The real show thief, of course, is Jane Lynch as the evil cheerleading coach. Wickedness has never been so deliciously and hilariously portrayed -- she plunges into each episode with sleeves rolled up, and mixes brazenness with sly wit in a way that must make the writers very happy. They can clip a page of the phone book, hand it to her, and she'll make it funny and meaningful and mean.

I'm assuming that each of the kids in Glee will get episodes that focus on them -- for instance, the "gay kid," played by Chris Colfer, did an absolutely wonderful job with what could have been nothing but an exercise in dutiful political correctness. I assume there'll be at least one episode focusing on the "wheelchair kid," "the big black girl," and pretty much everybody else.
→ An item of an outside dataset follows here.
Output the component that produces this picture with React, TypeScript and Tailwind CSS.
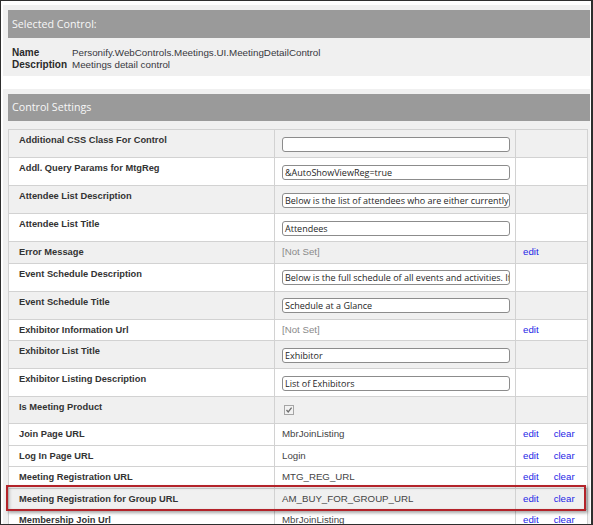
import React from "react";

type Row = {
  label: string;
  kind: "input" | "notset" | "check" | "text";
  value?: string;
  gray?: boolean;
  h: string;
};

const rows: Row[] = [
  { label: "Additional CSS Class For Control", kind: "input", value: "", gray: true, h: "h-[27px]" },
  { label: "Addl. Query Params for MtgReg", kind: "input", value: "&AutoShowViewReg=true", h: "h-[27px]" },
  { label: "Attendee List Description", kind: "input", value: "Below is the list of attendees who are either currently registered for this meeting", gray: true, h: "h-[27px]" },
  { label: "Attendee List Title", kind: "input", value: "Attendees", h: "h-[27px]" },
  { label: "Error Message", kind: "notset", gray: true, h: "h-[20.5px]" },
  { label: "Event Schedule Description", kind: "input", value: "Below is the full schedule of all events and activities. If you have", h: "h-[27px]" },
  { label: "Event Schedule Title", kind: "input", value: "Schedule at a Glance", gray: true, h: "h-[27px]" },
  { label: "Exhibitor Information Url", kind: "notset", h: "h-[20.5px]" },
  { label: "Exhibitor List Title", kind: "input", value: "Exhibitor", gray: true, h: "h-[27px]" },
  { label: "Exhibitor Listing Description", kind: "input", value: "List of Exhibitors", h: "h-[27px]" },
  { label: "Is Meeting Product", kind: "check", gray: true, h: "h-[26px]" },
  { label: "Join Page URL", kind: "text", value: "MbrJoinListing", h: "h-[20.5px]" },
  { label: "Log In Page URL", kind: "text", value: "Login", h: "h-[20.5px]" },
  { label: "Meeting Registration URL", kind: "text", value: "MTG_REG_URL", h: "h-[20.5px]" },
  { label: "Meeting Registration for Group URL", kind: "text", value: "AM_BUY_FOR_GROUP_URL", gray: true, h: "h-[20.5px]" },
  { label: "Membership Join Url", kind: "text", value: "MbrJoinListing", h: "h-[20.5px]" },
];

const arial = "font-['Liberation_Sans',Arial,sans-serif]";
const segoe = "font-['Open_Sans',sans-serif]";

function Check() {
  return (
    <svg width="10" height="10" viewBox="0 0 10 10">
      <rect x="0.5" y="0.5" width="9" height="9" fill="#f2f2f2" stroke="#a5a5a5" />
      <path d="M2.5 5 L4.2 7 L7.6 2.6" fill="none" stroke="#6e6e6e" strokeWidth="1.3" />
    </svg>
  );
}

function Links({ clear }: { clear: boolean }) {
  return (
    <div className={`flex pl-[7px] pt-[4px] leading-[12px] text-[9.7px] text-[#2626e6] ${arial}`}>
      <span>edit</span>
      {clear && <span className="ml-[15px]">clear</span>}
    </div>
  );
}

export default function App() {
  return (
    <div className="w-[593px] h-[525px] overflow-hidden bg-white border-l border-t border-b border-r-2 border-[#2e2e2e] pl-[2px] pt-[4px] pr-[1px]">
      <div className="h-[71px] bg-[#f0f0f0] pl-[5px] pt-[5px]">
        <div className={`h-[27.5px] bg-[#9a9a9a] flex items-center pl-[4px] text-[10.7px] text-[#f7f7f7] ${segoe}`}>
          Selected Control:
        </div>
        <div className={`grid grid-cols-[60px_1fr] pl-[4px] pt-[9px] leading-[12.5px] text-[#2a2a2a] ${arial}`}>
          <span className="font-bold text-[10px]">Name</span>
          <span className="text-[9.8px] text-[#383840]">Personify.WebControls.Meetings.UI.MeetingDetailControl</span>
          <span className="font-bold text-[10px]">Description</span>
          <span className="text-[9.8px] text-[#383840]">Meetings detail control</span>
        </div>
      </div>

      <div className="mt-[13px] h-[500px] bg-[#f0f0f0] pl-[5px] pt-[5px]">
        <div className={`h-[27px] bg-[#9a9a9a] flex items-center pl-[4px] text-[10.7px] text-[#f7f7f7] ${segoe}`}>
          Control Settings
        </div>
        <div className="relative mt-[8px] mr-[2px] border border-[#d2d2d2] bg-white">
          {rows.map((r) => (
            <div
              key={r.label}
              className={`grid grid-cols-[265px_241px_1fr] border-b border-[#d2d2d2] ${r.gray ? "bg-[#f0f0f0]" : "bg-white"}`}
            >
              <div className={`${r.h} pl-[10px] pt-[4px] leading-[12px] text-[9.3px] font-bold text-[#333] ${arial}`}>
                {r.label}
              </div>
              <div className="border-l border-[#d2d2d2] pl-[7px]">
                {r.kind === "input" && (
                  <div className="pt-[6.5px]">
                    <div className={`w-[228px] h-[15px] border border-[#8c8c8c] rounded-[3px] bg-white px-[2px] overflow-hidden whitespace-nowrap leading-[13px] text-[9px] text-[#262626] ${segoe}`}>
                      {r.value}
                    </div>
                  </div>
                )}
                {r.kind === "notset" && (
                  <div className={`pt-[4px] leading-[12px] text-[9.7px] text-[#8a8a8a] ${arial}`}>[Not Set]</div>
                )}
                {r.kind === "text" && (
                  <div className={`pt-[4px] leading-[12px] text-[9.7px] text-[#444] ${arial}`}>{r.value}</div>
                )}
                {r.kind === "check" && (
                  <div className="pt-[8px] pl-[2px]">
                    <Check />
                  </div>
                )}
              </div>
              <div className="border-l border-[#d2d2d2]">
                {r.kind === "notset" && <Links clear={false} />}
                {r.kind === "text" && <Links clear={true} />}
              </div>
            </div>
          ))}
          <div className="absolute left-[-3px] top-[355px] w-[580px] h-[26px] border-2 border-[#b3232a] shadow-[2px_2px_3px_rgba(0,0,0,0.35),inset_2px_1px_3px_rgba(0,0,0,0.18)]" />
        </div>
      </div>
    </div>
  );
}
But even when they're not the focus of the episode, every one of the actors is very good. Yes, they sing way better than any group of kids you're likely to find in any non-specialized high school -- in most school, if you have one kid at this level, he or she will dominate every play and show and then graduate; the next kid that talented won't show up for three or four years, if ever.

In fact, my favorite episode so far is the one where Kristin Chenoweth plays that dominant student, who, not having quite graduated, returns to the high school as a ringer fifteen years later. A drug-popping alcoholic, she performs brilliantly (since Chenoweth was one of the stars of Wicked in its original Broadway run, that's hardly a surprise), and her acting is dead on.

Yet the regulars on the show -- kids and adults -- hold their own with her, which is quite incredible, actually. It's a bold thing for a TV series about performers to bring in one of the best Broadway performers ever and ask the TV actors to share the screen with her. But they brought it off.

I'm only four episodes in. Maybe I'll get sick of the soap opera aspects of the story, the way I did with Friday Night Lights after the first season. But for right now, I consider Glee to be the first and only show about musical performers that is worth watching (and yes, I include The Monkees and The Partridge Family in that).